新作『神奈月紫子』は集大成? 画業40年の赤石路代先生が描く、強い意志の人物たち
意志の強いキャラクターたちの集大成? 新作で登場の「紫子」
●『めもくらむ~大正キネマ浪漫~』
「月刊flowers」にて2018年から2020年6月号まで連載され、最終巻の6巻が先日発売されました。
舞台は大正9年。カフェで女給として働く乙香は、活動写真の脚本を書いている大鐘小六、兄の遺児である椿、そして活動写真のスター・東海林鷹男と出会い、無声映画の世界に飛び込むことに。乙香と鷹男は次第に惹かれ合う……しかし、乙香には秘密があって……?!

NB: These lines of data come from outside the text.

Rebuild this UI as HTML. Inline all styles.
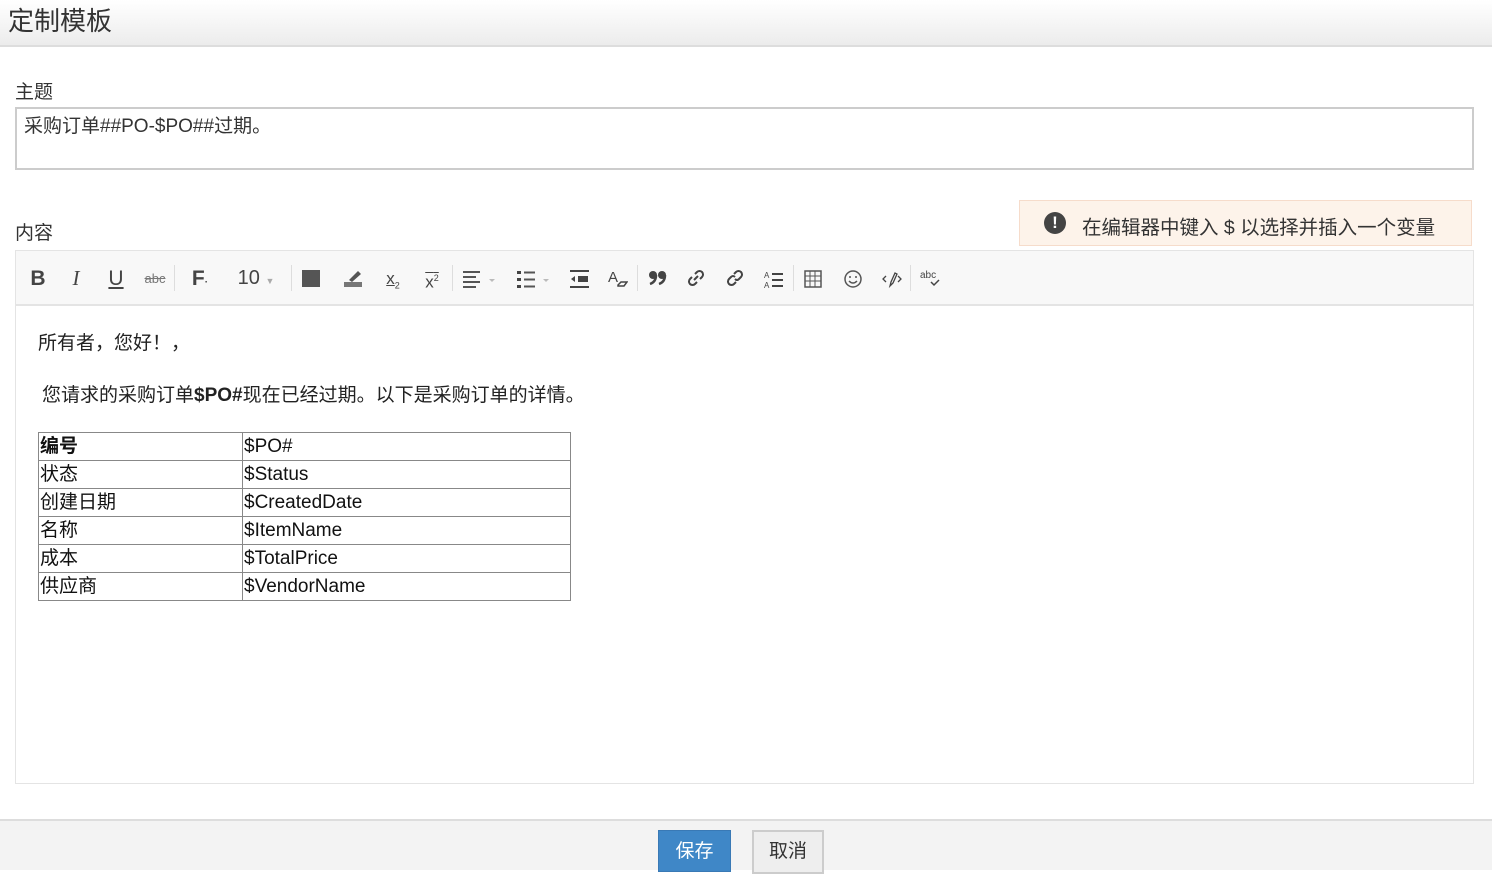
<!DOCTYPE html>
<html><head><meta charset="utf-8"><style>
body{margin:0;width:1492px;height:868px;position:relative;overflow:hidden;background:#fff;font-family:"Liberation Sans","Noto Sans CJK SC",sans-serif;color:#333}
.hdr{position:absolute;left:0;top:0;width:1492px;height:45px;background:linear-gradient(#fff,#ececec);border-bottom:2px solid #ddd}
.hdr span{position:absolute;left:8px;top:1px;font-size:26px;color:#333}
.lbl{position:absolute;font-size:19px;color:#333}
.subj{position:absolute;left:15px;top:107px;width:1455px;height:59px;border:2px solid #ccc;font-size:19px}
.subj span{position:absolute;left:7px;top:2px}
.note{position:absolute;left:1019px;top:200px;width:453px;height:46px;background:#fdf3ea;border:1px solid #f6dccb;box-sizing:border-box}
.note .ic{position:absolute;left:24px;top:11px;width:22px;height:22px;border-radius:50%;background:#444;color:#fff;font-weight:bold;font-size:17px;text-align:center;line-height:22px}
.note .t{position:absolute;left:62px;top:10px;font-size:19.5px;color:#333;white-space:nowrap}
.tb{position:absolute;left:15px;top:250px;width:1457px;height:53px;background:#f8f8f8;border:1px solid #e4e4e4;border-bottom:2px solid #e4e4e4}
.ti{position:absolute;top:0;height:53px;line-height:55px;transform:translateX(-50%);font-size:21px;color:#444}
.sep{position:absolute;top:14px;width:1px;height:26px;background:#ddd}
.ed{position:absolute;left:15px;top:306px;width:1457px;height:477px;border:1px solid #e4e4e4;border-top:none}
.p1{position:absolute;left:38px;top:328px;font-size:19px;color:#222}
.p2{position:absolute;left:42px;top:380px;font-size:19px;color:#222}
table{position:absolute;left:38px;top:432px;border-collapse:collapse;font-size:19px;color:#111}
td{border:1px solid #888;height:27px;padding:0 1px;line-height:27px;vertical-align:bottom}
.ft{position:absolute;left:0;top:819px;width:1492px;height:49px;background:#f3f3f3;border-top:2px solid #ddd}
.bs{position:absolute;left:658px;top:830px;width:71px;height:40px;background:#3f87c7;border:1px solid #3979b5;color:#fff;font-size:19px;text-align:center;line-height:42px}
.bc{position:absolute;left:752px;top:830px;width:68px;height:40px;background:#eee;border:2px solid #ccc;color:#333;font-size:19px;text-align:center;line-height:40px}
</style></head><body>
<div class="hdr"><span>定制模板</span></div>
<div class="lbl" style="left:15px;top:77px">主题</div>
<div class="subj"><span>采购订单##PO-$PO##过期。</span></div>
<div class="lbl" style="left:15px;top:218px">内容</div>
<div class="note"><div class="ic">!</div><div class="t">在编辑器中键入 $ 以选择并插入一个变量</div></div>
<div class="tb">
<div class="ti" style="left:22px;font-weight:bold">B</div>
<div class="ti" style="left:60px;font-style:italic;font-family:'Liberation Serif'">I</div>
<div class="ti" style="left:100px;text-decoration:underline">U</div>
<div class="ti" style="left:139px;font-size:13px;text-decoration:line-through;color:#777">abc</div>
<div class="sep" style="left:158px"></div>
<div class="ti" style="left:184px;font-weight:bold">F<span style="font-size:10px">·</span></div>
<div class="ti" style="left:240px;font-size:20px">10 <span style="font-size:9px;color:#aaa">▼</span></div>
<div class="sep" style="left:275px"></div>
<div style="position:absolute;left:286px;top:19px;width:18px;height:17px;background:#555"></div>
<svg style="position:absolute;left:327px;top:17px" width="20" height="20"><rect x="1" y="14" width="18" height="5" fill="#777"/><path d="M6 12 L15 3 L18 6 L9 14 Z" fill="#555"/></svg>
<div class="ti" style="left:377px;font-size:17px;text-decoration:underline">x<sub style="font-size:9px">2</sub></div>
<div class="ti" style="left:416px;font-size:17px;text-decoration:overline">x<sup style="font-size:9px">2</sup></div>
<div class="sep" style="left:436px"></div>
<svg style="position:absolute;left:446px;top:19px" width="40" height="18"><path d="M1 2h17M1 7h13M1 12h17M1 17h13" stroke="#555" stroke-width="2"/><path d="M27 9l3 3 3-3z" fill="#bbb"/></svg>
<svg style="position:absolute;left:500px;top:19px" width="40" height="18"><path d="M1 1h4v3h-4zM1 8h4v3h-4zM1 15h4v3h-4z" fill="#444"/><path d="M8 2.5h11M8 9.5h11M8 16.5h11" stroke="#555" stroke-width="2"/><path d="M27 9l3 3 3-3z" fill="#bbb"/></svg>
<svg style="position:absolute;left:553px;top:19px" width="20" height="18"><path d="M1 1h19M1 17h19" stroke="#444" stroke-width="2"/><rect x="9" y="6" width="10" height="6" fill="#444"/><path d="M2 9l4-3v6z" fill="#444"/></svg>
<svg style="position:absolute;left:592px;top:17px" width="20" height="22"><text x="0" y="14" font-size="15" fill="#444" font-family="Liberation Sans">A</text><path d="M10 17l3-3h6l-3 4h-6z" fill="none" stroke="#444" stroke-width="1.5"/></svg>
<div class="sep" style="left:621px"></div>
<svg style="position:absolute;left:632px;top:19px" width="20" height="16"><circle cx="5" cy="5" r="4" fill="#444"/><path d="M8 5q0 7-6 9" stroke="#444" stroke-width="2.5" fill="none"/><circle cx="14" cy="5" r="4" fill="#444"/><path d="M17 5q0 7-6 9" stroke="#444" stroke-width="2.5" fill="none"/></svg>
<svg style="position:absolute;left:670px;top:17px" width="20" height="20" fill="none" stroke="#444" stroke-width="2"><path d="M8 12l4-4"/><path d="M9 6l2-2a3.5 3.5 0 0 1 5 5l-2 2"/><path d="M11 14l-2 2a3.5 3.5 0 0 1-5-5l2-2"/></svg>
<svg style="position:absolute;left:709px;top:17px" width="20" height="20" fill="none" stroke="#444" stroke-width="2"><path d="M9 6l2-2a3.5 3.5 0 0 1 5 5l-2 2q-2 2-4 0"/><path d="M11 14l-2 2a3.5 3.5 0 0 1-5-5l2-2q2-2 4 0"/></svg>
<svg style="position:absolute;left:748px;top:19px" width="20" height="18"><text x="0" y="8" font-size="8" fill="#444">A</text><text x="0" y="18" font-size="8" fill="#444">A</text><path d="M8 4h11M8 10h11M8 16h11" stroke="#444" stroke-width="2"/></svg>
<div class="sep" style="left:777px"></div>
<svg style="position:absolute;left:788px;top:19px" width="18" height="18"><rect x="1" y="1" width="16" height="16" fill="none" stroke="#555" stroke-width="1.5"/><path d="M1 6h16M1 11h16M6 1v16M11 1v16" stroke="#555"/></svg>
<svg style="position:absolute;left:827px;top:18px" width="20" height="20"><circle cx="10" cy="10" r="8" fill="none" stroke="#555" stroke-width="1.5"/><circle cx="7" cy="8" r="1" fill="#555"/><circle cx="13" cy="8" r="1" fill="#555"/><path d="M6 12q4 4 8 0" fill="none" stroke="#555" stroke-width="1.5"/></svg>
<svg style="position:absolute;left:865px;top:17px" width="22" height="22" fill="none" stroke="#444" stroke-width="1.3"><path d="M5 8l-3 3 3 3M17 8l3 3-3 3"/><path d="M9 18l1-4 4-9 2 1-4 9z"/></svg>
<div class="sep" style="left:894px"></div>
<svg style="position:absolute;left:904px;top:17px" width="22" height="22"><text x="0" y="10" font-size="10" fill="#444" font-family="Liberation Sans">abc</text><path d="M11 14l3 3 5-5" stroke="#444" stroke-width="1.5" fill="none"/></svg>
</div>
<div class="ed"></div>
<div class="p1">所有者，您好！，</div>
<div class="p2">您请求的采购订单<b>$PO#</b>现在已经过期。以下是采购订单的详情。</div>
<table>
<tr><td style="width:201px"><b>编号</b></td><td style="width:325px">$PO#</td></tr>
<tr><td>状态</td><td>$Status</td></tr>
<tr><td>创建日期</td><td>$CreatedDate</td></tr>
<tr><td>名称</td><td>$ItemName</td></tr>
<tr><td>成本</td><td>$TotalPrice</td></tr>
<tr><td>供应商</td><td>$VendorName</td></tr>
</table>
<div class="ft"></div>
<div class="bs">保存</div>
<div class="bc">取消</div>
</body></html>
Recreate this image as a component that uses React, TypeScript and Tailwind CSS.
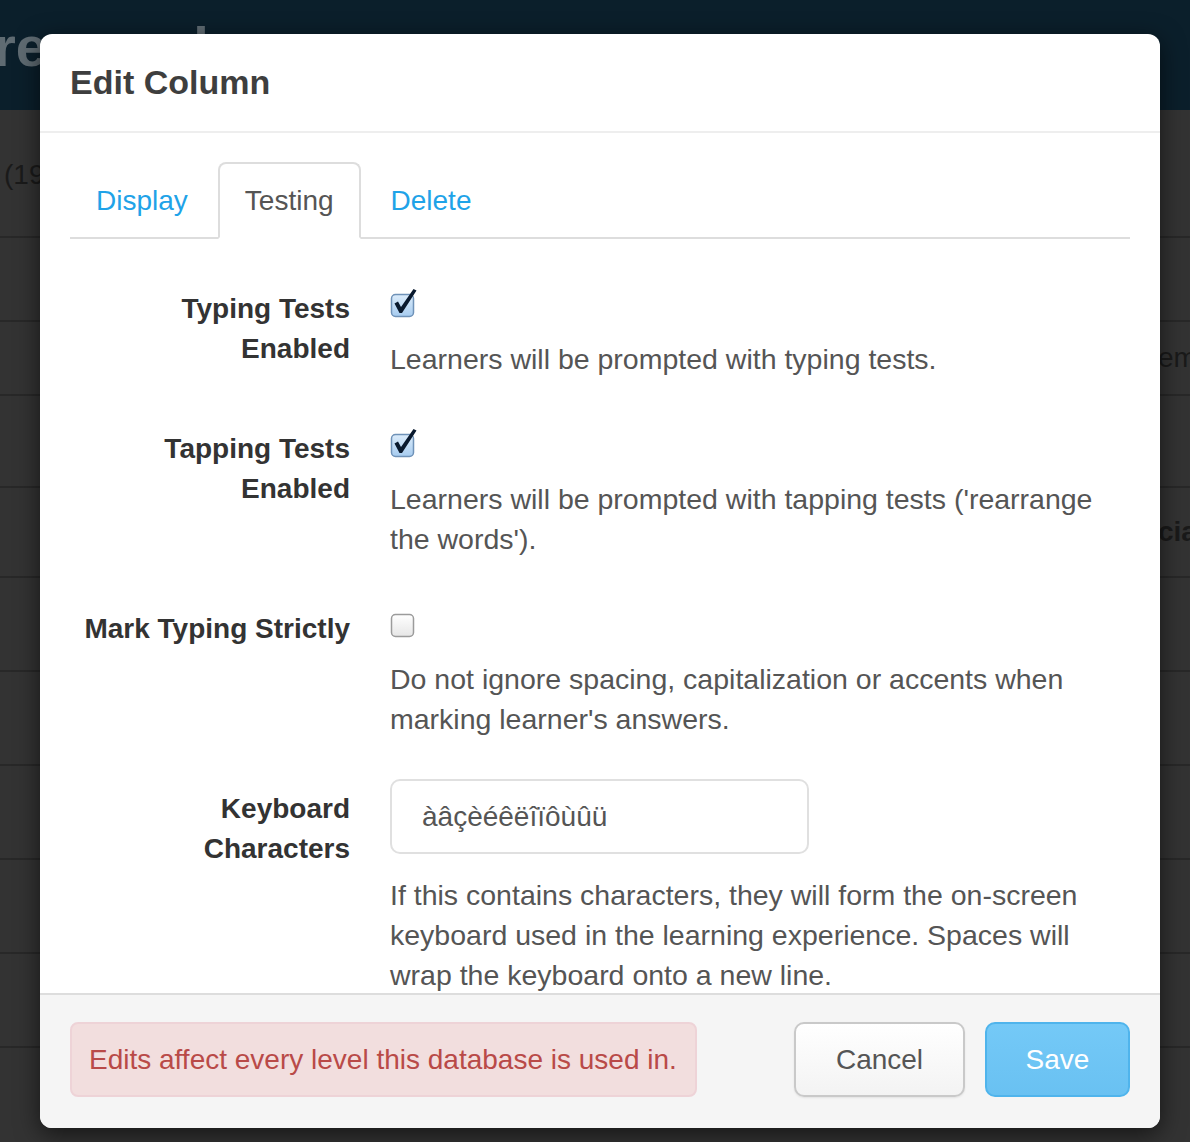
const font = { fontFamily: '"Liberation Sans", Arial, sans-serif' };

const CheckedBox = () => (
  <svg width="30" height="30" viewBox="0 0 30 30">
    <defs>
      <linearGradient id="cbOn" x1="0" y1="0" x2="0" y2="1">
        <stop offset="0" stopColor="#dcecfb" />
        <stop offset="1" stopColor="#a7ccef" />
      </linearGradient>
    </defs>
    <rect x="1.5" y="5.5" width="22" height="22" rx="4" fill="url(#cbOn)" stroke="#6f92b8" strokeWidth="1.5" />
    <path d="M4.5 14.5 L8 12.5 L11 18 L23.5 0 L26.5 1.5 L12 24 L9.5 24 Z" fill="#0a1a2e" />
  </svg>
);

const EmptyBox = () => (
  <svg width="30" height="30" viewBox="0 0 30 30">
    <defs>
      <linearGradient id="cbOff" x1="0" y1="0" x2="0" y2="1">
        <stop offset="0" stopColor="#ffffff" />
        <stop offset="1" stopColor="#e6e6e6" />
      </linearGradient>
    </defs>
    <rect x="1.5" y="1.5" width="22" height="22" rx="4" fill="url(#cbOff)" stroke="#9b9b9b" strokeWidth="1.5" />
  </svg>
);

const Label = ({ children }: { children: React.ReactNode }) => (
  <div className="w-[280px] shrink-0 pt-[10px] text-right text-[28px] font-bold leading-[40px] text-[#333]">
    {children}
  </div>
);

const Help = ({ children, className = "" }: { children: React.ReactNode; className?: string }) => (
  <p className={`text-[28.5px] leading-[40px] text-[#555] ${className}`}>{children}</p>
);

const CheckRow = ({ label, checked, help }: { label: React.ReactNode; checked: boolean; help: string }) => (
  <div className="mb-[40px] flex">
    <Label>{label}</Label>
    <div className="ml-[40px] flex-1">
      <div className={checked ? "h-[50px] pt-[10px]" : "h-[50px] pt-[14px]"}>
        {checked ? <CheckedBox /> : <EmptyBox />}
      </div>
      <Help className="mt-[10px]">{help}</Help>
    </div>
  </div>
);

const bgRows = [84, 74, 92, 90, 94, 94, 94, 94, 94];

export default function App() {
  return (
    <div className="relative h-[1142px] w-[1190px] overflow-hidden bg-[#333]" style={font}>
      {/* page behind the backdrop */}
      <div className="h-[110px] bg-[#0b1f2b] pt-[12px]">
        <span className="-ml-[6px] block text-[56px] font-bold leading-[70px] text-[#5f6b72]">research</span>
      </div>
      <div className="h-[128px] border-b-2 border-[#282828] pl-[4px] pt-[44px] text-[28px] text-[#1a1a1a]">(19</div>
      {bgRows.map((h, i) => (
        <div
          key={i}
          className="overflow-hidden whitespace-nowrap border-b-2 border-[#282828] pl-[1158px] text-[28px] leading-[40px] text-[#1a1a1a]"
          style={{ height: h, paddingTop: (h - 42) / 2 }}
        >
          {i === 1 ? "em" : i === 3 ? <b>cia</b> : ""}
        </div>
      ))}

      {/* modal */}
      <div className="absolute left-[40px] top-[34px] flex h-[1094px] w-[1120px] flex-col overflow-hidden rounded-[12px] bg-white shadow-[0_6px_24px_rgba(0,0,0,0.6)]">
        <div className="flex h-[99px] shrink-0 items-center border-b-2 border-[#eee] px-[30px]">
          <h3 className="text-[34px] font-bold text-[#3e3e3e]">Edit Column</h3>
        </div>

        <div className="flex-1 overflow-hidden px-[30px] pt-[29px]">
          <ul className="flex border-b-2 border-[#ddd]">
            <li className="mr-[4px] -mb-[2px] flex h-[77px] items-center rounded-t-[8px] border-2 border-transparent px-[24px] text-[28px] text-[#1fa3e8]">
              Display
            </li>
            <li className="mr-[4px] -mb-[2px] flex h-[77px] items-center rounded-t-[8px] border-2 border-[#ddd] border-b-white bg-white px-[25px] text-[28px] text-[#555]">
              Testing
            </li>
            <li className="-mb-[2px] flex h-[77px] items-center rounded-t-[8px] border-2 border-transparent px-[24px] text-[28px] text-[#1fa3e8]">
              Delete
            </li>
          </ul>

          <div className="mt-[40px]">
            <CheckRow
              label={<>Typing Tests<br />Enabled</>}
              checked
              help="Learners will be prompted with typing tests."
            />
            <CheckRow
              label={<>Tapping Tests<br />Enabled</>}
              checked
              help="Learners will be prompted with tapping tests ('rearrange the words')."
            />
            <CheckRow
              label="Mark Typing Strictly"
              checked={false}
              help="Do not ignore spacing, capitalization or accents when marking learner's answers."
            />
            <div className="flex">
              <Label>
                Keyboard
                <br />
                Characters
              </Label>
              <div className="ml-[40px] flex-1">
                <div className="flex h-[75px] w-[419px] items-center rounded-[10px] border-2 border-[#e0e0e0] pl-[30px] text-[28px] text-[#555]">
                  àâçèéêëîïôùûü
                </div>
                <Help className="mt-[21px]">
                  If this contains characters, they will form the on-screen keyboard used in the learning experience. Spaces will wrap the keyboard onto a new line.
                </Help>
              </div>
            </div>
          </div>
        </div>

        <div className="flex h-[135px] shrink-0 items-start border-t-2 border-[#ddd] bg-[#f5f5f5] pl-[30px] pr-[30px] pt-[27px]">
          <div className="flex h-[75px] w-[627px] items-center rounded-[8px] border-2 border-[#eed3d7] bg-[#f2dede] pl-[17px] text-[28px] text-[#b94a48]">
            Edits affect every level this database is used in.
          </div>
          <div className="ml-auto flex gap-[20px]">
            <button className="h-[75px] w-[171px] rounded-[10px] border-2 border-[#c9c9c9] bg-gradient-to-b from-white to-[#f3f3f3] text-[28px] text-[#555] shadow-[0_1px_2px_rgba(0,0,0,0.08)]">
              Cancel
            </button>
            <button className="h-[75px] w-[145px] rounded-[10px] border-2 border-[#4fb4ec] bg-gradient-to-b from-[#74c9f7] to-[#69c1f2] text-[28px] text-white">
              Save
            </button>
          </div>
        </div>
      </div>
    </div>
  );
}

こちらの作品も、天才女優が主人公となっております。赤石先生は、この作品を「最初の映画女優って誰だろう、と思って調べたら男性だったので、これは描くしかない、と!」とおっしゃっています。つまり乙香は……。
また、この作品はラストまで読んでいただくと、違ったメッセージも受け取ることができます。災害によって衰退してしまうかもしれない文化。ラストは涙なしでは見られません。
鷹男が言い放つ、「あるかどうかもわからない未来なんかより今が大切だ」という言葉が、私の胸をついて離れません。こういった時期だからこそ読みたい作品です。
そして、新作『神奈月紫子の優雅な暇潰し』。
「人生は壮大な暇潰しだけど、美しく生きるもの」が信条の主人公・神奈月紫子が、世の悪事と対峙する姿を描く作品です。第1話から、清々しいほどの快活な姿が描かれています。
年齢不詳、ひとりで大豪邸に住みながら生きてきた紫子。そんな彼女のもとを訪れてきたのは、唯一の身寄りであった祖母である紫子の妹の緑子が亡くなり、奄美大島から紫子を頼りに出てきた少年・真白。ふたりの優雅な共同生活が始まる……。
さまざまな作品たちの「意志の強さ」を総結集した権化・紫子さんの登場です。信条から気持ちよく、これからどんな世の中の悪事をバッサバサ斬ってくれるのか楽しみです。
ただ、おそらく赤石先生のことですから、対峙する相手も憎めない相手が多そうですね…。
連載が始まった「月刊flowers」9月号は、画業40周年を迎えた赤石先生の仕事場の様子や歴代イラスト、インタビューに書き下ろしエッセイマンガと、豪華盛りだくさんで飾られています。この美しく儚くも強い、赤石路代の世界をどうかこれからも拝ませていただきたいと、切に思う今日この頃です。